When Prime Minister Benjamin Netanyahu met to discuss the crisis on Saturday night, he was joined by his military secretary, Eyal Zamir, and National Security Adviser Yossi Cohen. In front of him sat Defense Minister Moshe Ya’alon, IDF Chief of Staff Lt. Gen. Benny Gantz, and Tamir Pardo and Yoram Cohen, heads of the Mossad and Shin Bet, respectively. Missing from the room was a police representative. Police Commissioner Yohanan Danino was in New York for an international commissioners’ conference. But Deputy Commissioner Nissim Mor, standing in for Danino, wasn’t there either.

The ultimate responsibility for the impossible situation in the territories – from the mixing of Palestinians and Israelis in Hebron, and everything else – lies with the government. But Danino wouldn’t dare say so: He’s well versed in politics, and he knows that lashing out against the government could jeopardize his prospects. In February, Danino presented Netanyahu with a sword that belonged to Ze’ev Jabotinsky 100 years ago, confiscated by the British. There’s no doubt Danino would be a good fit in Likud’s ranks when he becomes eligible to enter politics, in May 2018.

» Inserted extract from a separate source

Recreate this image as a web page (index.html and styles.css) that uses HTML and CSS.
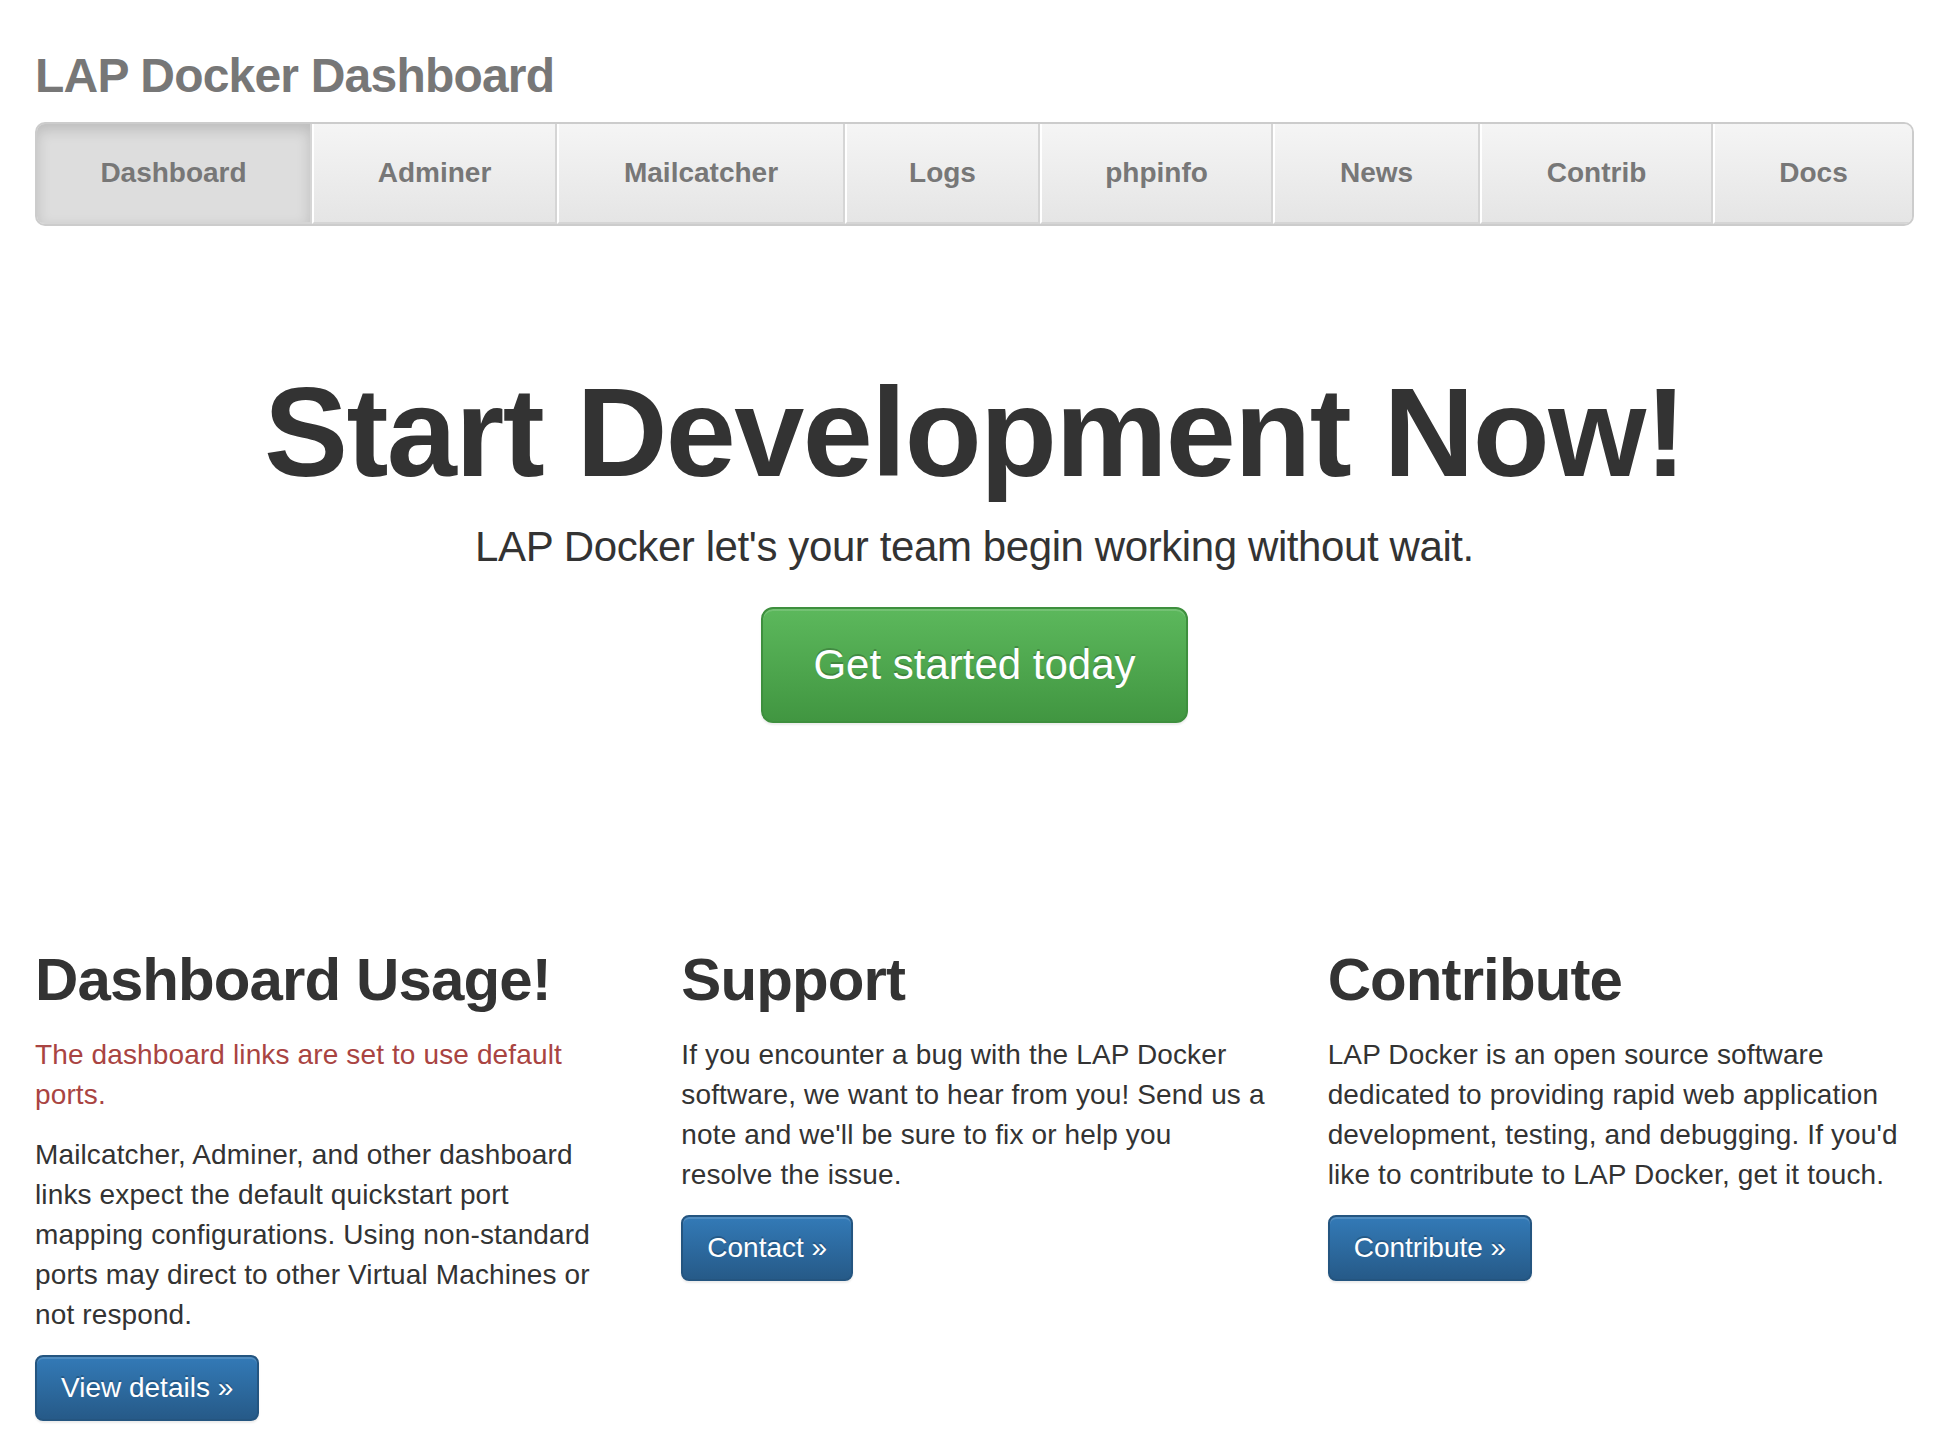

The police’s main purpose in Hebron is to prevent friction caused by settlers. Serving in Hebron has quite an advantage for police officers – a hefty salary bonus of a few thousand shekels. But it also has a severe disadvantage: excruciating boredom. There is little actual activity. There is not much turnover, either. Police officers in Tel Aviv, for example, would be glad to change places temporarily with their comrades in Hebron. The police command, for some reason, likes to cling to old habits.

These details don’t do much to enhance Tal’s case, or those of his chief, Maj. Gen. Kobi Cohen. Cohen was Danino’s second-in-command in the Southern District, but their relationship soured there. Only after many long months as a placeholder did Cohen get officially appointed to his current position, along with the promotion it entailed. If the police need heads to roll, Tal’s and Cohen’s will most likely be the first to go.

Trying to find someone to blame for the events of June 12 teaches us yet again just how arbitrary this whole business is. The IDF’s tactic, generally, is to fire the division commanders for such incidents, but to spare the sector commanders. Can Judea and Samaria Division Commander Brig. Gen. Tamir Yadai be blamed for the actions of uncontrollable citizens within his sector? No more than the Shin Bet district commander. Currently, Yadai commands more than just the usual six brigades he’s responsible for; he now has three of the IDF’s five infantry brigades under his command as well. Only Golani and Givati are missing.

If the kidnappers left their victims alive, but separated them, it would be very difficult to execute three simultaneous rescue operations. It is, in and of itself, a success for the Palestinians in harassing the Judea and Samaria command and control center – 42 percent of all calls were harassment and not warnings – and in disrupting the IDF’s training schedule.

Israel’s security establishment has been put to the test over the last two days. Currently, Netanyahu is playing the role played by Yehoram Gaon in “Operation Thunderbolt” [Gaon played Yoni Netanyahu in the film, one of the dramatizations of the 1976 Entebbe rescue mission]. He admitted on Saturday, inadvertently, his ultimate responsibility for the “price-tag” attacks. After all, Netanyahu isn’t a hypocrite. If Mahmoud Abbas is responsible for the attacks that originate in Palestinian Authority territory, that means Netanyahu is similarly responsible for everything that occurs in Israeli territory. Of course, Netanyahu would by no means agree with this logic. He would blame not only Hamas, but also his friend, Abbas, and perhaps soon he’ll start blaming his friend’s friend – “the Israeli left.”